The Carnegie Hall concert was sold out by early April. Twenty police officers, according to a reporter from the New York Times, were on hand to keep the peace, but they disbanded soon after it became apparent that there would be no disturbances. Robeson was greeted by a lengthy standing ovation. His program of folk music, sung in half a dozen languages, thrilled the audience. He sang, he lectured, and he recited from Othello. He was back on form. He gave three encores, the reporter noted, “among them ‘Joe Hill’ at which the audience started to applaud before he got into the music.” Two weeks later, just as he had done in 1929 Robeson returned to Carnegie Hall for a second concert, which was also sold out. This audience, many of whom had obtained tickets from Harlem outlets, even outdid the first, joining Robeson in singing his encores.

At the beginning of June, Robeson took a recital directly to his people when he performed at the Mother A.M.E. (African Methodist Episcopal) Zion Church, the first black church in New York, where Robeson’s brother, Ben, was the pastor. The church was filled to overflowing. Larry Brown accompanied Robeson for this historic moment.
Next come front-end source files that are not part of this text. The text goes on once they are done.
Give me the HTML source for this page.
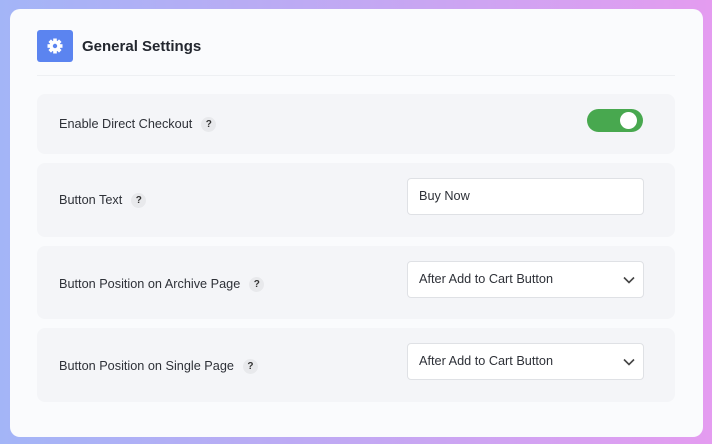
<!DOCTYPE html>
<html><head><style>
*{margin:0;padding:0;box-sizing:border-box}
body{width:712px;height:444px;overflow:hidden;background:linear-gradient(90deg,#a3b5f7 0%,#c2a8f3 50%,#e49cf0 100%);font-family:"Liberation Sans",sans-serif;position:relative}
.card{position:absolute;left:10px;top:9px;width:693px;height:428px;background:#fafbfd;border-radius:10px}
.icon{position:absolute;left:37px;top:30px;width:36px;height:32px;background:#5b84f0;border-radius:3px}
.title{position:absolute;left:82px;top:38px;font-size:15px;font-weight:bold;color:#23272f}
.div{position:absolute;left:37px;right:37px;top:75px;height:1px;background:#eef0f3}
.row{position:absolute;left:37px;width:638px;background:#f4f5f8;border-radius:8px}
.lbl{position:absolute;left:22px;font-size:12.7px;color:#2e3138}
.q{display:inline-block;width:15px;height:15px;border-radius:50%;background:#e8e9ec;font-size:10px;font-weight:bold;text-align:center;line-height:15px;margin-left:9px;color:#333;vertical-align:1px}
.inp{position:absolute;left:370px;width:237px;height:37px;background:#fff;border:1px solid #dfe1e5;border-radius:4px;font-size:12.7px;color:#2e3138;padding-left:11px;line-height:35px}
.chev{position:absolute;right:8px;top:14px}
.tog{position:absolute;left:550px;top:15px;width:56px;height:23px;background:#48a84f;border-radius:12px}
.tog::after{content:"";position:absolute;right:6px;top:3px;width:17px;height:17px;border-radius:50%;background:#fff}
</style></head><body>
<div class="card"></div>
<div class="icon"><svg width="36" height="32" viewBox="0 0 36 32"><g transform="translate(18 16)" fill="#fff"><circle r="5.5"/><g id="t"><rect x="-1.8" y="-7.5" width="3.6" height="4"/></g><use href="#t" transform="rotate(45)"/><use href="#t" transform="rotate(90)"/><use href="#t" transform="rotate(135)"/><use href="#t" transform="rotate(180)"/><use href="#t" transform="rotate(225)"/><use href="#t" transform="rotate(270)"/><use href="#t" transform="rotate(315)"/><circle r="2.2" fill="#5b84f0"/></g></svg></div>
<div class="title">General Settings</div>
<div class="div"></div>
<div class="row" style="top:94px;height:60px"><div class="lbl" style="top:23px">Enable Direct Checkout<span class="q">?</span></div><div class="tog"></div></div>
<div class="row" style="top:163px;height:74px"><div class="lbl" style="top:30px">Button Text<span class="q">?</span></div><div class="inp" style="top:15px">Buy Now</div></div>
<div class="row" style="top:246px;height:73px"><div class="lbl" style="top:31px">Button Position on Archive Page<span class="q">?</span></div><div class="inp" style="top:15px">After Add to Cart Button<svg class="chev" width="12" height="8" viewBox="0 0 12 8"><path d="M1 1.5l5 5 5-5" stroke="#444" stroke-width="1.6" fill="none"/></svg></div></div>
<div class="row" style="top:328px;height:74px"><div class="lbl" style="top:31px">Button Position on Single Page<span class="q">?</span></div><div class="inp" style="top:15px">After Add to Cart Button<svg class="chev" width="12" height="8" viewBox="0 0 12 8"><path d="M1 1.5l5 5 5-5" stroke="#444" stroke-width="1.6" fill="none"/></svg></div></div>
</body></html>
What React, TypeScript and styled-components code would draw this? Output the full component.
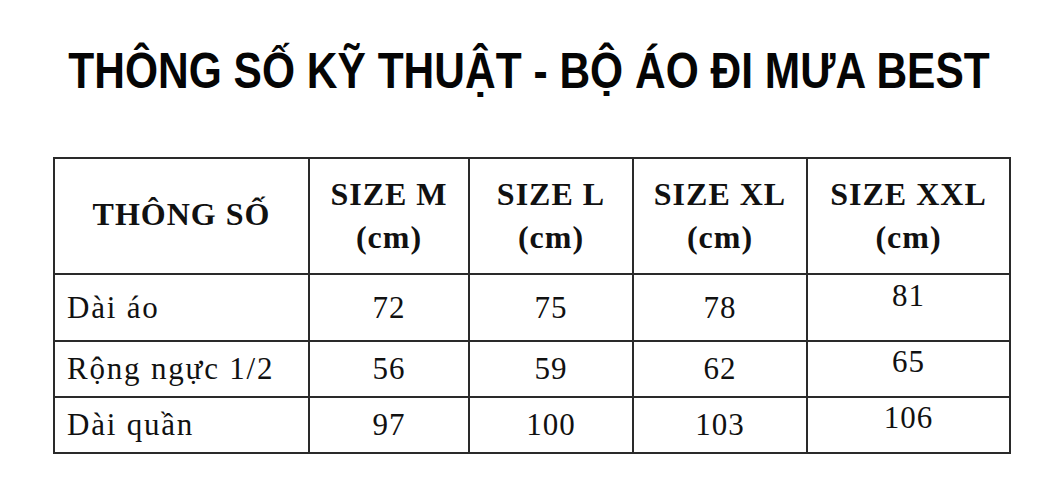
import React from 'react';
import styled, { createGlobalStyle } from 'styled-components';

const GlobalStyle = createGlobalStyle`
  html, body {
    margin: 0;
    padding: 0;
    background: #ffffff;
  }
`;

const Page = styled.div`
  width: 1058px;
  height: 500px;
  background: #ffffff;
  overflow: hidden;
`;

const TitleRow = styled.div`
  padding-top: 46px;
  height: 50px;
  display: flex;
  justify-content: center;
`;

const Title = styled.h1`
  margin: 0;
  font-family: 'Liberation Sans', Arial, sans-serif;
  font-weight: 700;
  font-size: 50px;
  line-height: 50px;
  color: #050505;
  white-space: nowrap;
  transform: scaleX(0.85);
`;

const Table = styled.table`
  margin: 61px 0 0 53px;
  width: 956px;
  border-collapse: collapse;
  table-layout: fixed;
  font-family: 'Liberation Serif', 'Times New Roman', serif;
  color: #111111;
`;

const HeadCell = styled.th<{ $label?: boolean }>`
  border: 2px solid #2a2a2a;
  height: ${(p) => (p.$label ? '110px' : '114px')};
  padding: 0 0 ${(p) => (p.$label ? '4px' : '0')};
  font-size: 32px;
  font-weight: 700;
  letter-spacing: 1px;
  line-height: 43px;
  text-align: center;
  vertical-align: middle;
`;

// $lift pushes the value up from the row centre (the XXL column sits higher)
const Cell = styled.td<{ $label?: boolean; $h: number; $lift?: number }>`
  border: 2px solid #2a2a2a;
  height: ${(p) => p.$h - (p.$lift ?? 0)}px;
  padding: 0 0 ${(p) => p.$lift ?? 0}px ${(p) => (p.$label ? '12px' : '0')};
  font-size: 31px;
  font-weight: 400;
  letter-spacing: ${(p) => (p.$label ? '1.8px' : '1px')};
  line-height: 34px;
  text-align: ${(p) => (p.$label ? 'left' : 'center')};
  vertical-align: middle;
  white-space: nowrap;
`;

const columns = [255, 160, 164, 174, 203];
const sizes = ['SIZE M', 'SIZE L', 'SIZE XL', 'SIZE XXL'];

const rows = [
  { label: 'Dài áo', values: ['72', '75', '78', '81'], h: 65, lift: 23 },
  { label: 'Rộng ngực 1/2', values: ['56', '59', '62', '65'], h: 54, lift: 14 },
  { label: 'Dài quần', values: ['97', '100', '103', '106'], h: 54, lift: 14 },
];

export default function App() {
  return (
    <Page>
      <GlobalStyle />
      <TitleRow>
        <Title>THÔNG SỐ KỸ THUẬT - BỘ ÁO ĐI MƯA BEST</Title>
      </TitleRow>
      <Table>
        <colgroup>
          {columns.map((w, i) => (
            <col key={i} style={{ width: w }} />
          ))}
        </colgroup>
        <thead>
          <tr>
            <HeadCell $label>THÔNG SỐ</HeadCell>
            {sizes.map((s) => (
              <HeadCell key={s}>
                {s}
                <br />
                (cm)
              </HeadCell>
            ))}
          </tr>
        </thead>
        <tbody>
          {rows.map((r) => (
            <tr key={r.label}>
              <Cell $label $h={r.h}>
                {r.label}
              </Cell>
              {r.values.map((v, i) => (
                <Cell key={i} $h={r.h} $lift={i === 3 ? r.lift : 0}>
                  {v}
                </Cell>
              ))}
            </tr>
          ))}
        </tbody>
      </Table>
    </Page>
  );
}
Robeson told the audience “A lot of the hard struggle is over … I’ve been waiting for this afternoon to come back and give my thanks …”

He didn’t know then that this would be his last concert in the United States, or that the Supreme Court was about to make its momentous decision on the constitutional right to travel.

Within a day of hearing the Supreme Court’s ruling, Robeson told Endicott that the Canadian tour was off. “We are literally packing our bags,” Eslanda wrote to Endicott, “and will be off the moment we get the passport.”

And so it was. On July 10, 1958, at 5:30 p.m., Paul and Eslanda Robeson settled into their seats for the transatlantic flight to London.